___ Supplied information

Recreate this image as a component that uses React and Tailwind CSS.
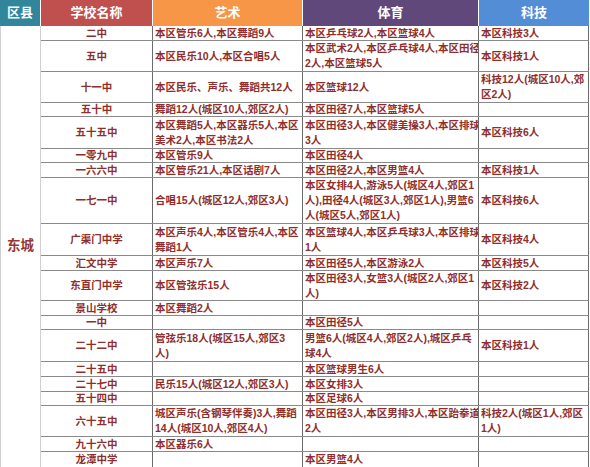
const rows = [
  { h: "h-[15px]", name: "二中", art: ["本区管乐6人,本区舞蹈9人"], sport: ["本区乒乓球2人,本区篮球4人"], tech: ["本区科技3人"] },
  { h: "h-[31px]", name: "五中", art: ["本区民乐10人,本区合唱5人"], sport: ["本区武术2人,本区乒乓球4人,本区田径", "2人,本区篮球5人"], tech: ["本区科技1人"] },
  { h: "h-[31px]", name: "十一中", art: ["本区民乐、声乐、舞蹈共12人"], sport: ["本区篮球12人"], tech: ["科技12人(城区10人,郊", "区2人)"] },
  { h: "h-[14px]", name: "五十中", art: ["舞蹈12人(城区10人,郊区2人)"], sport: ["本区田径7人,本区篮球5人"], tech: [] },
  { h: "h-[32px]", name: "五十五中", art: ["本区舞蹈5人,本区器乐5人,本区", "美术2人,本区书法2人"], sport: ["本区田径3人,本区健美操3人,本区排球", "3人"], tech: ["本区科技6人"] },
  { h: "h-[14px]", name: "一零九中", art: ["本区管乐9人"], sport: ["本区田径4人"], tech: [] },
  { h: "h-[15px]", name: "一六六中", art: ["本区管乐21人,本区话剧7人"], sport: ["本区田径2人,本区男篮4人"], tech: ["本区科技1人"] },
  { h: "h-[46px]", name: "一七一中", art: ["合唱15人(城区12人,郊区3人)"], sport: ["本区女排4人,游泳5人(城区4人,郊区1", "人),田径4人(城区3人,郊区1人),男篮6", "人(城区5人,郊区1人)"], tech: ["本区科技6人"] },
  { h: "h-[32px]", name: "广渠门中学", art: ["本区声乐4人,本区管乐4人,本区", "舞蹈1人"], sport: ["本区篮球4人,本区乒乓球3人,本区排球", "1人"], tech: ["本区科技4人"] },
  { h: "h-[15px]", name: "汇文中学", art: ["本区声乐7人"], sport: ["本区田径5人,本区游泳2人"], tech: ["本区科技5人"] },
  { h: "h-[30px]", name: "东直门中学", art: ["本区管弦乐15人"], sport: ["本区田径3人,女篮3人(城区2人,郊区1", "人)"], tech: ["本区科技2人"] },
  { h: "h-[15px]", name: "景山学校", art: ["本区舞蹈2人"], sport: [], tech: [] },
  { h: "h-[14px]", name: "一中", art: [], sport: ["本区田径5人"], tech: [] },
  { h: "h-[32px]", name: "二十二中", art: ["管弦乐18人(城区15人,郊区3", "人)"], sport: ["男篮6人(城区4人,郊区2人),城区乒乓", "球4人"], tech: ["本区科技1人"] },
  { h: "h-[15px]", name: "二十五中", art: [], sport: ["本区篮球男生6人"], tech: [] },
  { h: "h-[15px]", name: "二十七中", art: ["民乐15人(城区12人,郊区3人)"], sport: ["本区女排3人"], tech: [] },
  { h: "h-[14px]", name: "五十四中", art: [], sport: ["本区足球6人"], tech: [] },
  { h: "h-[31px]", name: "六十五中", art: ["城区声乐(含钢琴伴奏)3人,舞蹈", "14人(城区10人,郊区4人)"], sport: ["本区田径3人,本区男排3人,本区跆拳道", "2人"], tech: ["科技2人(城区1人,郊区", "1人)"] },
  { h: "h-[15px]", name: "九十六中", art: ["本区器乐6人"], sport: [], tech: [] },
  { h: "h-[15px]", name: "龙潭中学", art: [], sport: ["本区男篮4人"], tech: [] },
];

function Cell({ lines, w, center }) {
  return (
    <div
      className={`${w} shrink-0 border-r border-[#6b6b6b] flex flex-col justify-center overflow-hidden ${
        center ? "items-center font-bold" : "pl-[2px]"
      }`}
    >
      {lines.map((l, i) => (
        <div key={i} className="whitespace-nowrap leading-[15px]">
          {l}
        </div>
      ))}
    </div>
  );
}

export default function App() {
  return (
    <div
      className="w-[590px] h-[467px] bg-white overflow-hidden text-[10.5px] font-semibold text-[#8f2f2d]"
      style={{ fontFamily: '"Liberation Sans", "Noto Sans CJK SC", sans-serif' }}
    >
      <div className="flex h-[26px] text-white font-bold text-[13px]">
        <div className="w-[41px] bg-[#31869b] border-r border-white flex items-center justify-center">区县</div>
        <div className="w-[112px] bg-[#c0504d] border-r border-white flex items-center justify-center">学校名称</div>
        <div className="w-[150px] bg-[#f79646] border-r border-white flex items-center justify-center">艺术</div>
        <div className="w-[176px] bg-[#60497a] border-r border-white flex items-center justify-center">体育</div>
        <div className="w-[110px] bg-[#538dd5] flex items-center justify-center">科技</div>
      </div>

      <div className="flex w-[589px] border-b border-[#3a3a3a]">
        <div className="w-[41px] shrink-0 border-l border-[#d0d0d0] border-r border-[#4a4a4a] flex items-center justify-center font-bold text-[13.5px] text-[#953735]">
          东城
        </div>
        <div className="flex flex-col">
          {rows.map((r, i) => (
            <div
              key={r.name}
              className={`${r.h} flex box-border ${i < rows.length - 1 ? "border-b border-[#8a8a8a]" : ""}`}
            >
              <Cell lines={[r.name]} w="w-[112px]" center />
              <Cell lines={r.art} w="w-[150px]" />
              <Cell lines={r.sport} w="w-[176px]" />
              <Cell lines={r.tech} w="w-[110px]" />
            </div>
          ))}
        </div>
      </div>
    </div>
  );
}
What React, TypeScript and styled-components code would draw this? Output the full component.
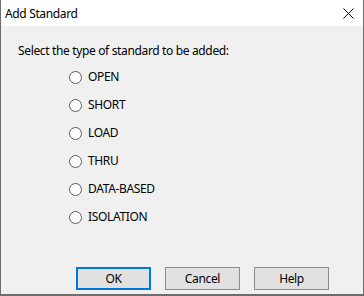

______

Omit every picture, and otherwise quote the entries exactly.

- [In response]
Recreate this image as a component that uses React and Tailwind CSS.
const rows = [
  { h: "h-[15px]", name: "二中", art: ["本区管乐6人,本区舞蹈9人"], sport: ["本区乒乓球2人,本区篮球4人"], tech: ["本区科技3人"] },
  { h: "h-[31px]", name: "五中", art: ["本区民乐10人,本区合唱5人"], sport: ["本区武术2人,本区乒乓球4人,本区田径", "2人,本区篮球5人"], tech: ["本区科技1人"] },
  { h: "h-[31px]", name: "十一中", art: ["本区民乐、声乐、舞蹈共12人"], sport: ["本区篮球12人"], tech: ["科技12人(城区10人,郊", "区2人)"] },
  { h: "h-[14px]", name: "五十中", art: ["舞蹈12人(城区10人,郊区2人)"], sport: ["本区田径7人,本区篮球5人"], tech: [] },
  { h: "h-[32px]", name: "五十五中", art: ["本区舞蹈5人,本区器乐5人,本区", "美术2人,本区书法2人"], sport: ["本区田径3人,本区健美操3人,本区排球", "3人"], tech: ["本区科技6人"] },
  { h: "h-[14px]", name: "一零九中", art: ["本区管乐9人"], sport: ["本区田径4人"], tech: [] },
  { h: "h-[15px]", name: "一六六中", art: ["本区管乐21人,本区话剧7人"], sport: ["本区田径2人,本区男篮4人"], tech: ["本区科技1人"] },
  { h: "h-[46px]", name: "一七一中", art: ["合唱15人(城区12人,郊区3人)"], sport: ["本区女排4人,游泳5人(城区4人,郊区1", "人),田径4人(城区3人,郊区1人),男篮6", "人(城区5人,郊区1人)"], tech: ["本区科技6人"] },
  { h: "h-[32px]", name: "广渠门中学", art: ["本区声乐4人,本区管乐4人,本区", "舞蹈1人"], sport: ["本区篮球4人,本区乒乓球3人,本区排球", "1人"], tech: ["本区科技4人"] },
  { h: "h-[15px]", name: "汇文中学", art: ["本区声乐7人"], sport: ["本区田径5人,本区游泳2人"], tech: ["本区科技5人"] },
  { h: "h-[30px]", name: "东直门中学", art: ["本区管弦乐15人"], sport: ["本区田径3人,女篮3人(城区2人,郊区1", "人)"], tech: ["本区科技2人"] },
  { h: "h-[15px]", name: "景山学校", art: ["本区舞蹈2人"], sport: [], tech: [] },
  { h: "h-[14px]", name: "一中", art: [], sport: ["本区田径5人"], tech: [] },
  { h: "h-[32px]", name: "二十二中", art: ["管弦乐18人(城区15人,郊区3", "人)"], sport: ["男篮6人(城区4人,郊区2人),城区乒乓", "球4人"], tech: ["本区科技1人"] },
  { h: "h-[15px]", name: "二十五中", art: [], sport: ["本区篮球男生6人"], tech: [] },
  { h: "h-[15px]", name: "二十七中", art: ["民乐15人(城区12人,郊区3人)"], sport: ["本区女排3人"], tech: [] },
  { h: "h-[14px]", name: "五十四中", art: [], sport: ["本区足球6人"], tech: [] },
  { h: "h-[31px]", name: "六十五中", art: ["城区声乐(含钢琴伴奏)3人,舞蹈", "14人(城区10人,郊区4人)"], sport: ["本区田径3人,本区男排3人,本区跆拳道", "2人"], tech: ["科技2人(城区1人,郊区", "1人)"] },
  { h: "h-[15px]", name: "九十六中", art: ["本区器乐6人"], sport: [], tech: [] },
  { h: "h-[15px]", name: "龙潭中学", art: [], sport: ["本区男篮4人"], tech: [] },
];

function Cell({ lines, w, center }) {
  return (
    <div
      className={`${w} shrink-0 border-r border-[#6b6b6b] flex flex-col justify-center overflow-hidden ${
        center ? "items-center font-bold" : "pl-[2px]"
      }`}
    >
      {lines.map((l, i) => (
        <div key={i} className="whitespace-nowrap leading-[15px]">
          {l}
        </div>
      ))}
    </div>
  );
}

export default function App() {
  return (
    <div
      className="w-[590px] h-[467px] bg-white overflow-hidden text-[10.5px] font-semibold text-[#8f2f2d]"
      style={{ fontFamily: '"Liberation Sans", "Noto Sans CJK SC", sans-serif' }}
    >
      <div className="flex h-[26px] text-white font-bold text-[13px]">
        <div className="w-[41px] bg-[#31869b] border-r border-white flex items-center justify-center">区县</div>
        <div className="w-[112px] bg-[#c0504d] border-r border-white flex items-center justify-center">学校名称</div>
        <div className="w-[150px] bg-[#f79646] border-r border-white flex items-center justify-center">艺术</div>
        <div className="w-[176px] bg-[#60497a] border-r border-white flex items-center justify-center">体育</div>
        <div className="w-[110px] bg-[#538dd5] flex items-center justify-center">科技</div>
      </div>

      <div className="flex w-[589px] border-b border-[#3a3a3a]">
        <div className="w-[41px] shrink-0 border-l border-[#d0d0d0] border-r border-[#4a4a4a] flex items-center justify-center font-bold text-[13.5px] text-[#953735]">
          东城
        </div>
        <div className="flex flex-col">
          {rows.map((r, i) => (
            <div
              key={r.name}
              className={`${r.h} flex box-border ${i < rows.length - 1 ? "border-b border-[#8a8a8a]" : ""}`}
            >
              <Cell lines={[r.name]} w="w-[112px]" center />
              <Cell lines={r.art} w="w-[150px]" />
              <Cell lines={r.sport} w="w-[176px]" />
              <Cell lines={r.tech} w="w-[110px]" />
            </div>
          ))}
        </div>
      </div>
    </div>
  );
}
What React, TypeScript and styled-components code would draw this? Output the full component.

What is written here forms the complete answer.